O vinho estava excelente, era impossível entender como aquelas parcelas tinham originado ESSE vinho. Mineralidade e cinzas frias ganharam protagonismo. Vai muito além de 2+2 ser mais do que 4. Foi algo que emocionou inclusive Enrique. Perguntado se este era um corte que ele já teria usado, ele disse que não, mas acrescentou “que este vinhedo sempre é capaz de fazer a magia acontecer e não dá para explicar”. Lembrei de nosso ex-colaborador Luiz Gastão Bolonhez quando dizia: “degustei e escorreu uma lágrima...”

Dá para sentir que, para Enrique, isso não é um trabalho. Cada parcela é tão distinta, que mesmo se fosse 100% Cabernet Sauvignon, continuaria sendo um blend e não um varietal. Prestei muita atenção à performance do mágico, mas sou incapaz de reproduzir ou explicar a magia.

O ícone passo a passo

Em 1996, os blends começaram a ser feitos com o auxílio de Jacques Boissenot (mítico consultor de Bordeaux, tento trabalhado em quatro dos cinco Premier Grand Cru Classés) e com o acompanhamento de seu filho Eric que, após a morte do pai em 2014, continua fazendo o corte com Enrique. E o que muda com Eric? Segundo Enrique, “Jacques era conservador e direto, tinha uma memória incrível para compor os blends. Já Eric é um pouco mais aberto, viaja e experimenta vinhos de todo o mundo”. “Mas se tem alguém que me formou como degustador foi Jacques”, apontou.

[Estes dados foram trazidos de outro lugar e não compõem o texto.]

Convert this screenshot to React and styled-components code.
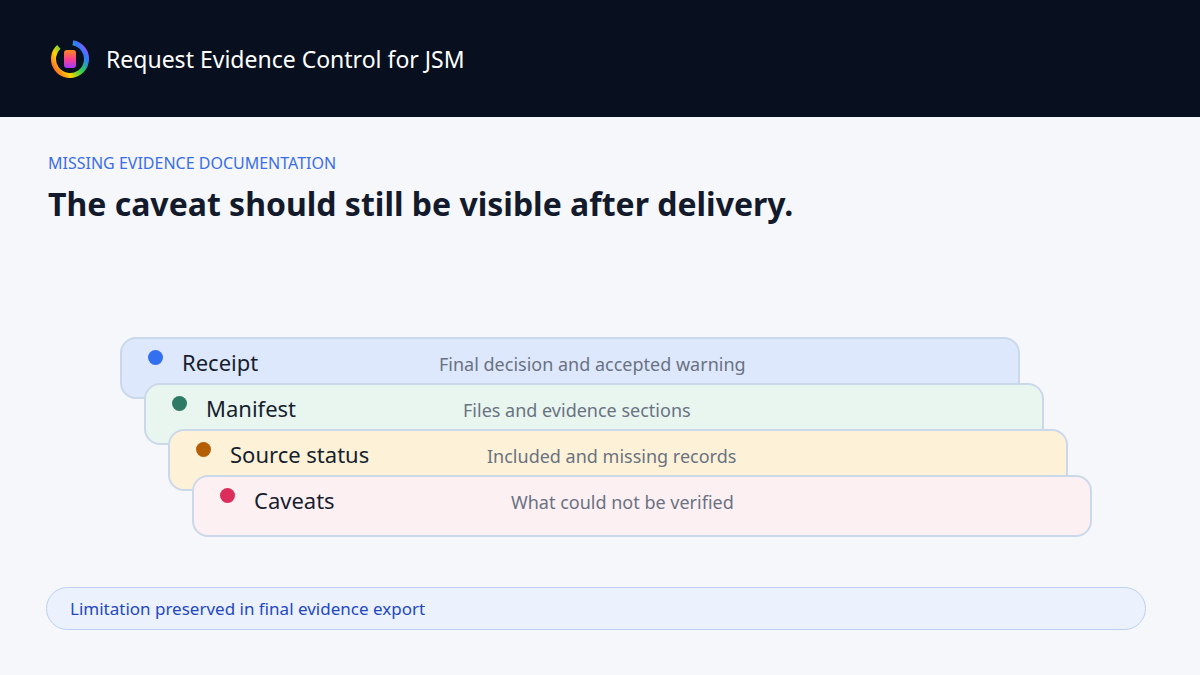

Todo o ano, 150 “vinhos” são enviados a Bordeaux para a degustação, que continua acontecendo lá, pois é um processo de imersão. Enrique explica que, “no primeiro dia, descarta-se os lotes que não acha que deveriam estar em Don Melchor”. “Descartamos até 50% nos piores anos. Todos os grandes vinhos têm seleção. Eles são a melhor parte do terroir. Destes 150 vinhos provados sai a base. Faço um vinho base e depois acrescentamos e provamos alternativas, num processo que dura quatro dias. Estes dias em Bordeaux são os melhores dias do ano. Há muita emoção”, revela.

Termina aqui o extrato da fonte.